Front-end source files:
_ _ _ _ _

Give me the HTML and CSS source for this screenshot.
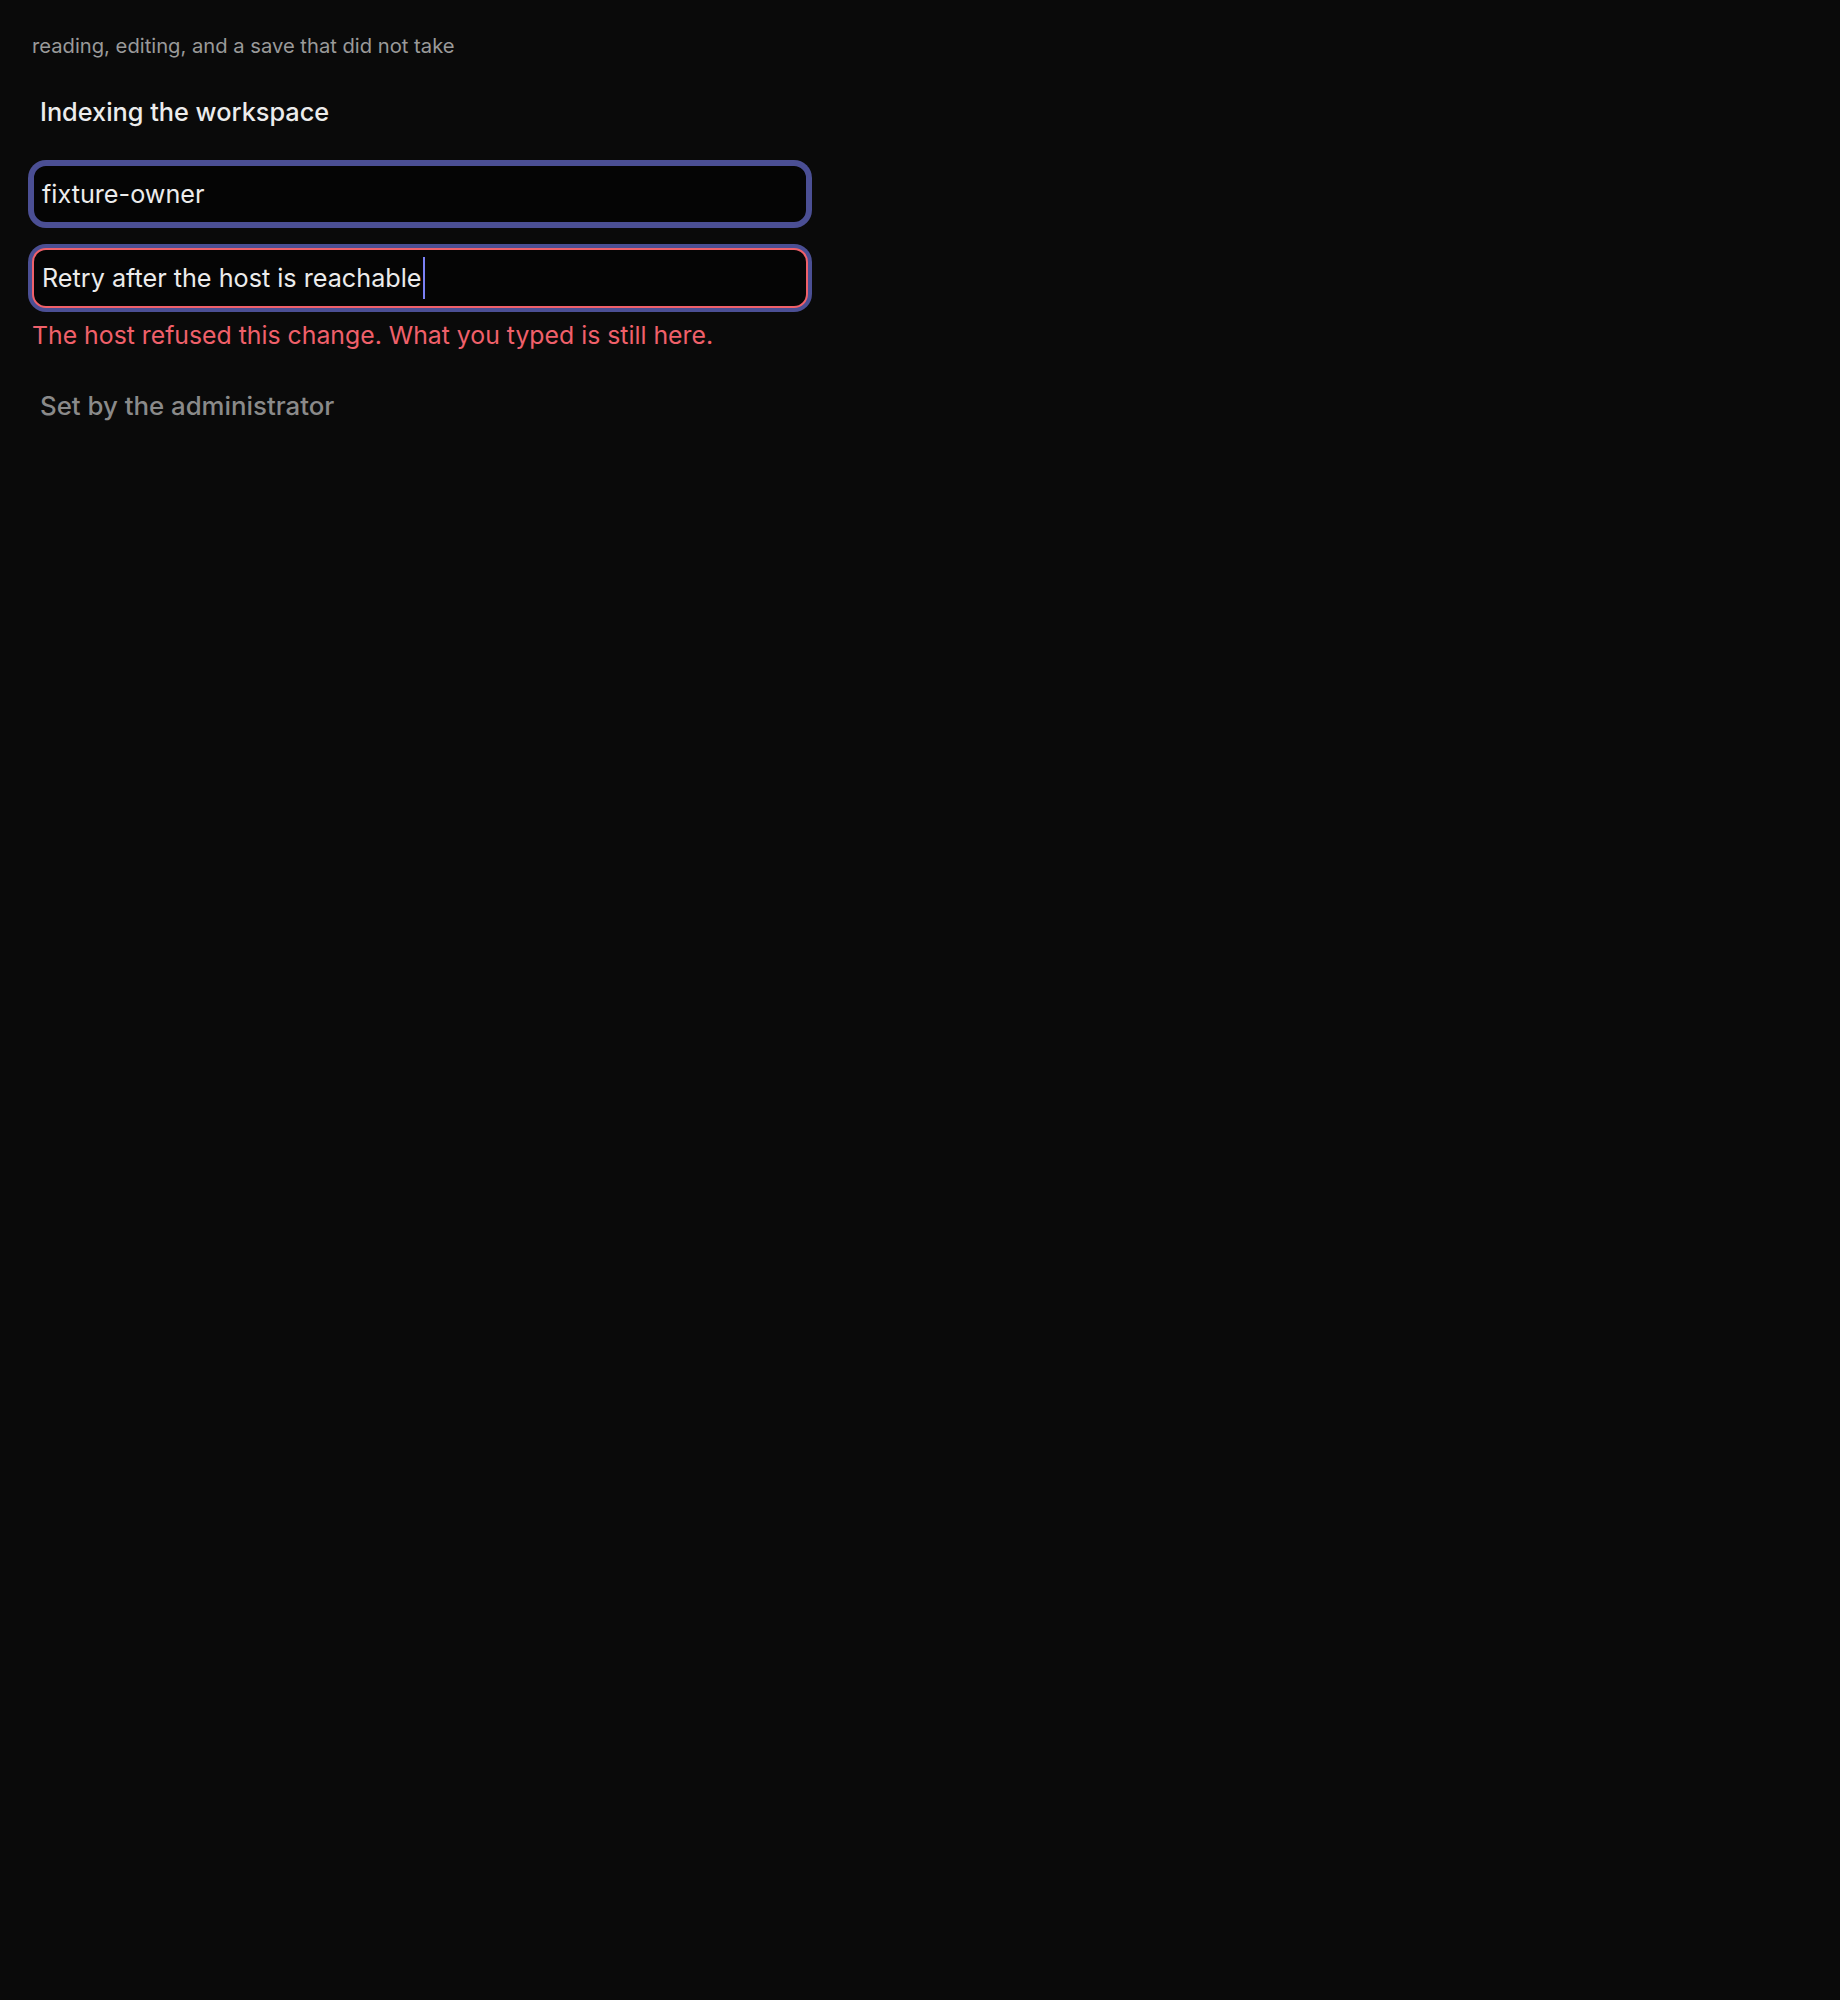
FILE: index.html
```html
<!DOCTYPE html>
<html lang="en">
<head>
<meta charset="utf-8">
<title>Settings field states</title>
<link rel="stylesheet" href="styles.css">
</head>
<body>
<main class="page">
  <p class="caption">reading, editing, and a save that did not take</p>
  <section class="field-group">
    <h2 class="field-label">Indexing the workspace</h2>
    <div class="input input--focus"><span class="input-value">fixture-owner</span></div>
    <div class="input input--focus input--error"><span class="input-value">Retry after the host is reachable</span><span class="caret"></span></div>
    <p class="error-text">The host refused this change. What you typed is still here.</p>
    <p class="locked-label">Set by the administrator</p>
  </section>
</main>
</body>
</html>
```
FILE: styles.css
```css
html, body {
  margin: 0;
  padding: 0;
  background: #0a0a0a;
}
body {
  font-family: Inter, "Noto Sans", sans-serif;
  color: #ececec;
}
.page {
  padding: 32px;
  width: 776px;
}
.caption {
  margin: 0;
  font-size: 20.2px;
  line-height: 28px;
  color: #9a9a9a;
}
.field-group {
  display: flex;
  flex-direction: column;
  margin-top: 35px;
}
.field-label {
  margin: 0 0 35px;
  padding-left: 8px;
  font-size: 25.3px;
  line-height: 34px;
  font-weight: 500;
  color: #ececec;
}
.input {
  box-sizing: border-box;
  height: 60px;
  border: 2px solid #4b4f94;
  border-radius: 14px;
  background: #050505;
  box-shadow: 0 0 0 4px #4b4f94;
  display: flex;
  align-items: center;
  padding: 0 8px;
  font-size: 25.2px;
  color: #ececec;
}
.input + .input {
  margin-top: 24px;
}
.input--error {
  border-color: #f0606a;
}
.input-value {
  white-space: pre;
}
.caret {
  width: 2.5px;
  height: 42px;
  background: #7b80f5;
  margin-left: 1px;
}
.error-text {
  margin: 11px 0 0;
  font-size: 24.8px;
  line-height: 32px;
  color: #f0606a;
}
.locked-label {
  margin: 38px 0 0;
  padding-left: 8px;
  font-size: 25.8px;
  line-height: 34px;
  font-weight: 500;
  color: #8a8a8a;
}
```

_ _ _ _ _

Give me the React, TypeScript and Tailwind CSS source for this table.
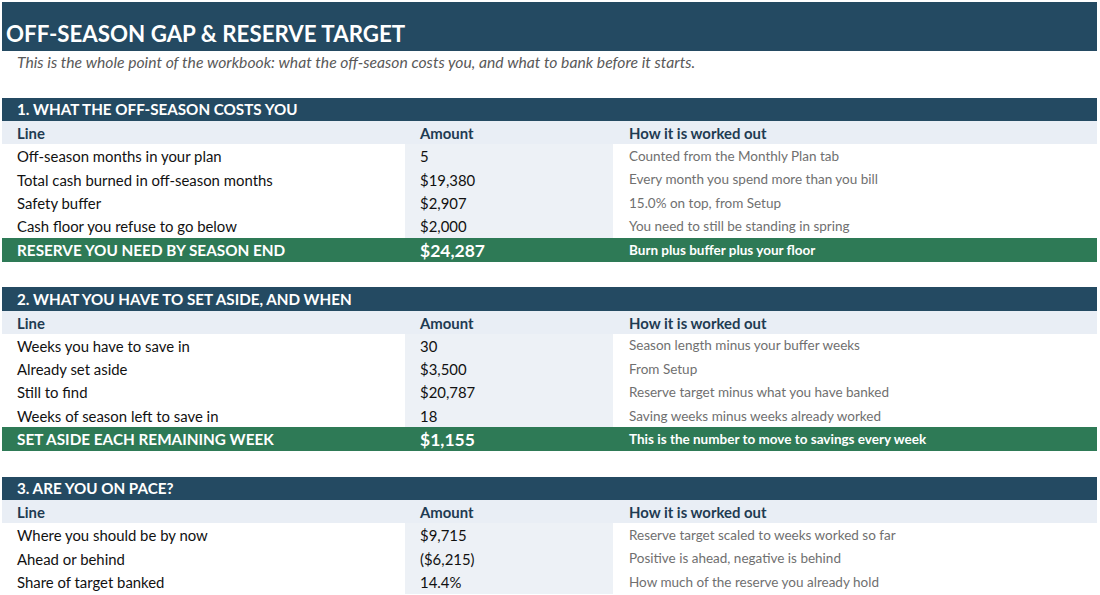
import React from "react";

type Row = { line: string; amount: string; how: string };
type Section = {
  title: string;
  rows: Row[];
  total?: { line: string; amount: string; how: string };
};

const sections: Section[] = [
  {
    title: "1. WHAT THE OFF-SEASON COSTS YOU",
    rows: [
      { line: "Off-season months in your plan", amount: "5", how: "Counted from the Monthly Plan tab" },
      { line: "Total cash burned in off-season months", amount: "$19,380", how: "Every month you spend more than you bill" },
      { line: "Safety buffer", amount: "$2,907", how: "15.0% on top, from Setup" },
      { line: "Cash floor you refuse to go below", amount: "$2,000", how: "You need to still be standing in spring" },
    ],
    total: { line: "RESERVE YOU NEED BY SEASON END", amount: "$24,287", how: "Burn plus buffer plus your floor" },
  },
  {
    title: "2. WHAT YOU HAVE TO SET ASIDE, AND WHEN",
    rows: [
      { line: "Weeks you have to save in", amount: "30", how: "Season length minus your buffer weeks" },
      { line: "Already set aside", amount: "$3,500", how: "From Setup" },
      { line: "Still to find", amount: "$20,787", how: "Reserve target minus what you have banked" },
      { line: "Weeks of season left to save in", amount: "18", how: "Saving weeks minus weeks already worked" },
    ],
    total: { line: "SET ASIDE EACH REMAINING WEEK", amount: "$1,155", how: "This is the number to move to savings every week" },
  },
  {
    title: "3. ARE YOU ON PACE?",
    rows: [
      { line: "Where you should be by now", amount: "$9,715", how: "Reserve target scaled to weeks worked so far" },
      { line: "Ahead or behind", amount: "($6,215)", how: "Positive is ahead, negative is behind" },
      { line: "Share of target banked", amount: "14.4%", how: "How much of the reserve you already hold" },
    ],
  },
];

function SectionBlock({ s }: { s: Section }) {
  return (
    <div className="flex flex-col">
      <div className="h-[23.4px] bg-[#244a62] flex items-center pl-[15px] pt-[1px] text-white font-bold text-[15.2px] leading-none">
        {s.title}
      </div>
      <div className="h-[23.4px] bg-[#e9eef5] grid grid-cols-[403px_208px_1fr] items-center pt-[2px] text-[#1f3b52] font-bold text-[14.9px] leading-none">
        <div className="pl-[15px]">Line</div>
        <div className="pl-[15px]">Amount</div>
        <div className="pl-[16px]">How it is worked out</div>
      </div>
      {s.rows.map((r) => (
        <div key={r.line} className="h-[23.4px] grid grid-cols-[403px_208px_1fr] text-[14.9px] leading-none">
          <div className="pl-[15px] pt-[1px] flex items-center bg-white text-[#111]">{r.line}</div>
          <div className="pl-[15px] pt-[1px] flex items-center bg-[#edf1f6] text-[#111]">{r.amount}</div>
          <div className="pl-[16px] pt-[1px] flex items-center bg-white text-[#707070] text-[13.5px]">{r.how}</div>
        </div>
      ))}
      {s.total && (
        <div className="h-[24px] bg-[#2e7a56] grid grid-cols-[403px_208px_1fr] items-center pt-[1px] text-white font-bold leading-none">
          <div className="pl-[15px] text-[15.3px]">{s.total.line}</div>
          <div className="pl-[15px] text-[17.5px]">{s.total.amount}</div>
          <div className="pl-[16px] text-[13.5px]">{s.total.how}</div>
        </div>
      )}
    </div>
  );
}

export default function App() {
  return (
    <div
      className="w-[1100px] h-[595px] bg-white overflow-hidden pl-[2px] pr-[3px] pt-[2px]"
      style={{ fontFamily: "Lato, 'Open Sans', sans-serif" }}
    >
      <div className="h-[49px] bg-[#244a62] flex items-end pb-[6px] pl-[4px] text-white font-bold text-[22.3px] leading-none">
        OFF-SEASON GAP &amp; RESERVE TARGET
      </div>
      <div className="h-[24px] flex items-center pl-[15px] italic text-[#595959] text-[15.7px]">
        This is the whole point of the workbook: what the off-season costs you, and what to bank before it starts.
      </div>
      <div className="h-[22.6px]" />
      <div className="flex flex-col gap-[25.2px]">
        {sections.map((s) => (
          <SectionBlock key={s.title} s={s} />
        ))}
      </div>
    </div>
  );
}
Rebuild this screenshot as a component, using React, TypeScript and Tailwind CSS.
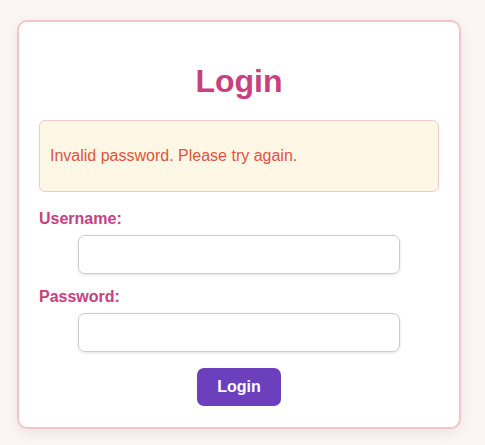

_ _ _ _ _

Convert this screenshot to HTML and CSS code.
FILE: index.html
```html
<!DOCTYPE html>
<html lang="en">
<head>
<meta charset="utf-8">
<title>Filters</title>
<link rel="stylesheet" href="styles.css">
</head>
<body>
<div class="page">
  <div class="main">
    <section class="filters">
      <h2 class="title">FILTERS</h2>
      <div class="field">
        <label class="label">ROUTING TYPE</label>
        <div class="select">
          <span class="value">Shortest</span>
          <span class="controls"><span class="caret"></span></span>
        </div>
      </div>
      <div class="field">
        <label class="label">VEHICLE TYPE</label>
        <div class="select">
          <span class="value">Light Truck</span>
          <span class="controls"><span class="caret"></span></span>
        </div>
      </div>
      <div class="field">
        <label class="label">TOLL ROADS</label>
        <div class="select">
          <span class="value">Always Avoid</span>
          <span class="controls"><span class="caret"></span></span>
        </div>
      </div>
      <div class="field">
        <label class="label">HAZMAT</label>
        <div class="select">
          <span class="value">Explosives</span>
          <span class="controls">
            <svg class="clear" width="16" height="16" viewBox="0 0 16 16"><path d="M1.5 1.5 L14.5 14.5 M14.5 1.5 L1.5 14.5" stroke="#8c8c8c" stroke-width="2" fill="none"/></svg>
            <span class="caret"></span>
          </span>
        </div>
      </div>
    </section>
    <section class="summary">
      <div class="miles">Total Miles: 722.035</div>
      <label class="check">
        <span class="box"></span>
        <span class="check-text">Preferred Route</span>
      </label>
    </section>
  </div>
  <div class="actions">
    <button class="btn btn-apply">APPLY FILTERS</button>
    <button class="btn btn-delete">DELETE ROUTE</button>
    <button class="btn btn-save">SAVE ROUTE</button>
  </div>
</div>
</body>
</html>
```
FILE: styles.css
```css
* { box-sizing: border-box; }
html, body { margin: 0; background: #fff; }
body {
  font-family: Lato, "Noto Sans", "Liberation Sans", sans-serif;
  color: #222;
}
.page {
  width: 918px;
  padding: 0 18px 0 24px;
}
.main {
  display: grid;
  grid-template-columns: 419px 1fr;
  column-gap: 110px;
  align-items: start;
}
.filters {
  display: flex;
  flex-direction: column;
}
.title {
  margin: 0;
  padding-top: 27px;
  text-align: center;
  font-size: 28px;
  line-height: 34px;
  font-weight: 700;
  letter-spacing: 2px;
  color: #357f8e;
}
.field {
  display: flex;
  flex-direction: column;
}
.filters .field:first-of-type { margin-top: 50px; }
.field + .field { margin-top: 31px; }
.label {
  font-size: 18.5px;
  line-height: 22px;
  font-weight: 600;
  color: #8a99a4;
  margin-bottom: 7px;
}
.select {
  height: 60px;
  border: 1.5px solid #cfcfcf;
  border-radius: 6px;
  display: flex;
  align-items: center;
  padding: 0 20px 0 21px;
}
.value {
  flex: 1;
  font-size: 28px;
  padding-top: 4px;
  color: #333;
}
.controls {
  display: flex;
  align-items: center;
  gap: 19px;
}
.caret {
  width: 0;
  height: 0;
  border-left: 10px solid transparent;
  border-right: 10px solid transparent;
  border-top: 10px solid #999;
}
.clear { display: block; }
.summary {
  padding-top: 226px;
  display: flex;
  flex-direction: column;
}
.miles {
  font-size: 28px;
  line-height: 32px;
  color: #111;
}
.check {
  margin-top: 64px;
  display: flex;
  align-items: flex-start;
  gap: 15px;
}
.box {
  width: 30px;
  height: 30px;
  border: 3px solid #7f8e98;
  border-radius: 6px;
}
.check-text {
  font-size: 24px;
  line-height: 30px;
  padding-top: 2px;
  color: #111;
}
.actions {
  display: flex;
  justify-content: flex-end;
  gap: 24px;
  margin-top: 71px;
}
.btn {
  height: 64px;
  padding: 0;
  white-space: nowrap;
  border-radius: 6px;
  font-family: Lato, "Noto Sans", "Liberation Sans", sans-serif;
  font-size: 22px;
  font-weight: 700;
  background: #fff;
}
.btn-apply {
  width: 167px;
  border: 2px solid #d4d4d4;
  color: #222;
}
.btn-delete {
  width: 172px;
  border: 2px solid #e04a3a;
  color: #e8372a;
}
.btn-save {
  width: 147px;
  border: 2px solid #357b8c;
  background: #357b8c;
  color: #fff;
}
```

_ _ _ _ _

### PROBLEM TO SOLVE
How many lines in the entries contain the string "Give"? Answer with the number only.

### WRITTEN ANSWER
2